Data extract:
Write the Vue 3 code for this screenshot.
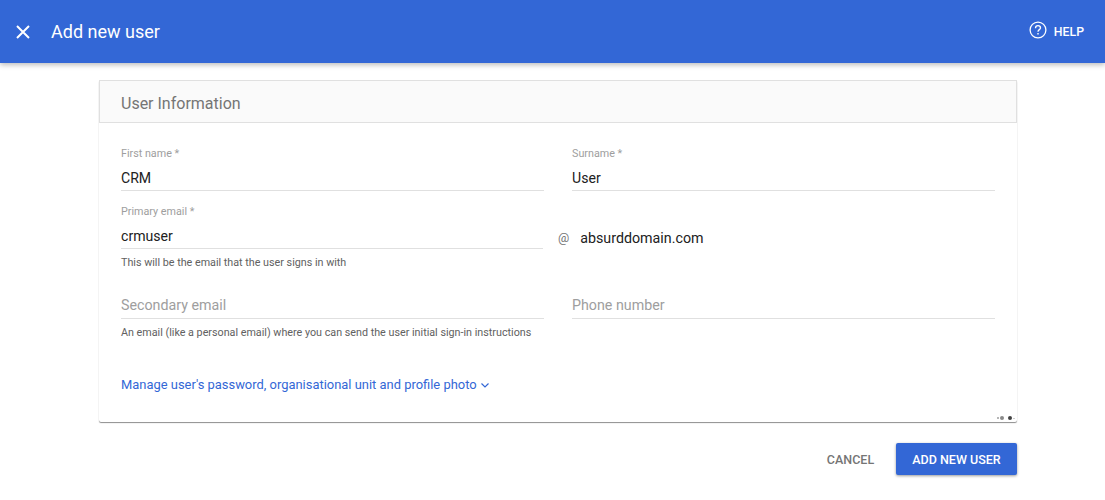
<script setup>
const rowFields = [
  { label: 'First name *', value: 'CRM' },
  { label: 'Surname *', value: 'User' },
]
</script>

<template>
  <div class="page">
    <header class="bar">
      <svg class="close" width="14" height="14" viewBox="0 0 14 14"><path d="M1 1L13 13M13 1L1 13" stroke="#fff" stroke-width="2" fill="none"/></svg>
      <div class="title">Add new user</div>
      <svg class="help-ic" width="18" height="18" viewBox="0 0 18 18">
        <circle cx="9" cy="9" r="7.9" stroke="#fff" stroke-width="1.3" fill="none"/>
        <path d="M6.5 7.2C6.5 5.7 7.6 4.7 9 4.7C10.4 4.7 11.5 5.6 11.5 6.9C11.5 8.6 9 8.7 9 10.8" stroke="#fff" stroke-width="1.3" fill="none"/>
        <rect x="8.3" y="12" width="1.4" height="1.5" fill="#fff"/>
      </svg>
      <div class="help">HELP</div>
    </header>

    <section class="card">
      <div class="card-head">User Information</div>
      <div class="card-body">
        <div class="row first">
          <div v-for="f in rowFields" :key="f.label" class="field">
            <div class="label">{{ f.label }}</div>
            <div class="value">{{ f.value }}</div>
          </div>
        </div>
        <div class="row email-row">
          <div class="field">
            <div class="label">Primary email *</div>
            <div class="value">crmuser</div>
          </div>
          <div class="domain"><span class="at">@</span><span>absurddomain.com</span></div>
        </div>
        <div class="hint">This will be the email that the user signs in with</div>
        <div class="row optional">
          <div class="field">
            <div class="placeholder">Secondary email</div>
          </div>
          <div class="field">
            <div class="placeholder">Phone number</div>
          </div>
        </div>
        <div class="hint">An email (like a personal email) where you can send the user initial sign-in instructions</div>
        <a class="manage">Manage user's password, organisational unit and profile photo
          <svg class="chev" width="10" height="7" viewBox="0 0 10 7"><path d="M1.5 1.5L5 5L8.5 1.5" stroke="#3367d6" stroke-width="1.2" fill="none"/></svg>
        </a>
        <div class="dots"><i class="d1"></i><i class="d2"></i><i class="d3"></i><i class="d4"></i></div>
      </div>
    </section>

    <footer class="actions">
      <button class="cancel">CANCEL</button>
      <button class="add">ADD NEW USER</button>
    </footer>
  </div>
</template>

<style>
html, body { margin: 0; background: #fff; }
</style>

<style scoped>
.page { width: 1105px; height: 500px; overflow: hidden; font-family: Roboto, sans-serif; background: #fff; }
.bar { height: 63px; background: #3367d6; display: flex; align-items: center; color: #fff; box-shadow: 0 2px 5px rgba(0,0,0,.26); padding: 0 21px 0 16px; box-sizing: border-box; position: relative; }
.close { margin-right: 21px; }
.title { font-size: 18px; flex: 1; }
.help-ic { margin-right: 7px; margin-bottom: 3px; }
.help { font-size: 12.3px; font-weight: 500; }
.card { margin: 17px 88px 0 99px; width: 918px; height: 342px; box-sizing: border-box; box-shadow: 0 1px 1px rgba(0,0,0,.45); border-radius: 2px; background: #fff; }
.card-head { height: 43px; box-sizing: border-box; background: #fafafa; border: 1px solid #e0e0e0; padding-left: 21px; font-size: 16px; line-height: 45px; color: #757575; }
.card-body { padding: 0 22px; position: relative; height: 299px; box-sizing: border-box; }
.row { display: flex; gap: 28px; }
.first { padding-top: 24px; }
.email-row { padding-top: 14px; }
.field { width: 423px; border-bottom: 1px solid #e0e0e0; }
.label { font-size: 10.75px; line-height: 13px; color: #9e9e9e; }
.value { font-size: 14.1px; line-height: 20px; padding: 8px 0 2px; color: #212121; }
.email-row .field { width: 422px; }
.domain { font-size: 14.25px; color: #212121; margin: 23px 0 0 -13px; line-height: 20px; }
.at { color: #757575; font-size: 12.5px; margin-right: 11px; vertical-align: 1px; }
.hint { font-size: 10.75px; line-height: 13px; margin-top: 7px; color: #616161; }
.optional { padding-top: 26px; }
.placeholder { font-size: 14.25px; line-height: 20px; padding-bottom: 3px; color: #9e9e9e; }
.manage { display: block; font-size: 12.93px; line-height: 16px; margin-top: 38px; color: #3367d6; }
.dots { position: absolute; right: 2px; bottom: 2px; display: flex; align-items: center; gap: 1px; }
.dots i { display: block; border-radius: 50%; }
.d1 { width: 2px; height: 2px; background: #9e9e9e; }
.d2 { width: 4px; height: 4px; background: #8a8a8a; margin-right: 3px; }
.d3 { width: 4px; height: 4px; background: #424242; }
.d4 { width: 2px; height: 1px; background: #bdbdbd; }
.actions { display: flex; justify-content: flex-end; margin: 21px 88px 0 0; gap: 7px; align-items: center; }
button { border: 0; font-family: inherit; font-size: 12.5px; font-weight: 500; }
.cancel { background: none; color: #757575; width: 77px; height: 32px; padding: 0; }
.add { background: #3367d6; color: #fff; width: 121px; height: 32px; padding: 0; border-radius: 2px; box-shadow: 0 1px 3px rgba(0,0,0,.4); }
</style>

Description of the task:
Output an exact copy of the material, with the pictures removed.

Response to the exercise:
Write the Vue 3 code for this screenshot.
<script setup>
const rowFields = [
  { label: 'First name *', value: 'CRM' },
  { label: 'Surname *', value: 'User' },
]
</script>

<template>
  <div class="page">
    <header class="bar">
      <svg class="close" width="14" height="14" viewBox="0 0 14 14"><path d="M1 1L13 13M13 1L1 13" stroke="#fff" stroke-width="2" fill="none"/></svg>
      <div class="title">Add new user</div>
      <svg class="help-ic" width="18" height="18" viewBox="0 0 18 18">
        <circle cx="9" cy="9" r="7.9" stroke="#fff" stroke-width="1.3" fill="none"/>
        <path d="M6.5 7.2C6.5 5.7 7.6 4.7 9 4.7C10.4 4.7 11.5 5.6 11.5 6.9C11.5 8.6 9 8.7 9 10.8" stroke="#fff" stroke-width="1.3" fill="none"/>
        <rect x="8.3" y="12" width="1.4" height="1.5" fill="#fff"/>
      </svg>
      <div class="help">HELP</div>
    </header>

    <section class="card">
      <div class="card-head">User Information</div>
      <div class="card-body">
        <div class="row first">
          <div v-for="f in rowFields" :key="f.label" class="field">
            <div class="label">{{ f.label }}</div>
            <div class="value">{{ f.value }}</div>
          </div>
        </div>
        <div class="row email-row">
          <div class="field">
            <div class="label">Primary email *</div>
            <div class="value">crmuser</div>
          </div>
          <div class="domain"><span class="at">@</span><span>absurddomain.com</span></div>
        </div>
        <div class="hint">This will be the email that the user signs in with</div>
        <div class="row optional">
          <div class="field">
            <div class="placeholder">Secondary email</div>
          </div>
          <div class="field">
            <div class="placeholder">Phone number</div>
          </div>
        </div>
        <div class="hint">An email (like a personal email) where you can send the user initial sign-in instructions</div>
        <a class="manage">Manage user's password, organisational unit and profile photo
          <svg class="chev" width="10" height="7" viewBox="0 0 10 7"><path d="M1.5 1.5L5 5L8.5 1.5" stroke="#3367d6" stroke-width="1.2" fill="none"/></svg>
        </a>
        <div class="dots"><i class="d1"></i><i class="d2"></i><i class="d3"></i><i class="d4"></i></div>
      </div>
    </section>

    <footer class="actions">
      <button class="cancel">CANCEL</button>
      <button class="add">ADD NEW USER</button>
    </footer>
  </div>
</template>

<style>
html, body { margin: 0; background: #fff; }
</style>

<style scoped>
.page { width: 1105px; height: 500px; overflow: hidden; font-family: Roboto, sans-serif; background: #fff; }
.bar { height: 63px; background: #3367d6; display: flex; align-items: center; color: #fff; box-shadow: 0 2px 5px rgba(0,0,0,.26); padding: 0 21px 0 16px; box-sizing: border-box; position: relative; }
.close { margin-right: 21px; }
.title { font-size: 18px; flex: 1; }
.help-ic { margin-right: 7px; margin-bottom: 3px; }
.help { font-size: 12.3px; font-weight: 500; }
.card { margin: 17px 88px 0 99px; width: 918px; height: 342px; box-sizing: border-box; box-shadow: 0 1px 1px rgba(0,0,0,.45); border-radius: 2px; background: #fff; }
.card-head { height: 43px; box-sizing: border-box; background: #fafafa; border: 1px solid #e0e0e0; padding-left: 21px; font-size: 16px; line-height: 45px; color: #757575; }
.card-body { padding: 0 22px; position: relative; height: 299px; box-sizing: border-box; }
.row { display: flex; gap: 28px; }
.first { padding-top: 24px; }
.email-row { padding-top: 14px; }
.field { width: 423px; border-bottom: 1px solid #e0e0e0; }
.label { font-size: 10.75px; line-height: 13px; color: #9e9e9e; }
.value { font-size: 14.1px; line-height: 20px; padding: 8px 0 2px; color: #212121; }
.email-row .field { width: 422px; }
.domain { font-size: 14.25px; color: #212121; margin: 23px 0 0 -13px; line-height: 20px; }
.at { color: #757575; font-size: 12.5px; margin-right: 11px; vertical-align: 1px; }
.hint { font-size: 10.75px; line-height: 13px; margin-top: 7px; color: #616161; }
.optional { padding-top: 26px; }
.placeholder { font-size: 14.25px; line-height: 20px; padding-bottom: 3px; color: #9e9e9e; }
.manage { display: block; font-size: 12.93px; line-height: 16px; margin-top: 38px; color: #3367d6; }
.dots { position: absolute; right: 2px; bottom: 2px; display: flex; align-items: center; gap: 1px; }
.dots i { display: block; border-radius: 50%; }
.d1 { width: 2px; height: 2px; background: #9e9e9e; }
.d2 { width: 4px; height: 4px; background: #8a8a8a; margin-right: 3px; }
.d3 { width: 4px; height: 4px; background: #424242; }
.d4 { width: 2px; height: 1px; background: #bdbdbd; }
.actions { display: flex; justify-content: flex-end; margin: 21px 88px 0 0; gap: 7px; align-items: center; }
button { border: 0; font-family: inherit; font-size: 12.5px; font-weight: 500; }
.cancel { background: none; color: #757575; width: 77px; height: 32px; padding: 0; }
.add { background: #3367d6; color: #fff; width: 121px; height: 32px; padding: 0; border-radius: 2px; box-shadow: 0 1px 3px rgba(0,0,0,.4); }
</style>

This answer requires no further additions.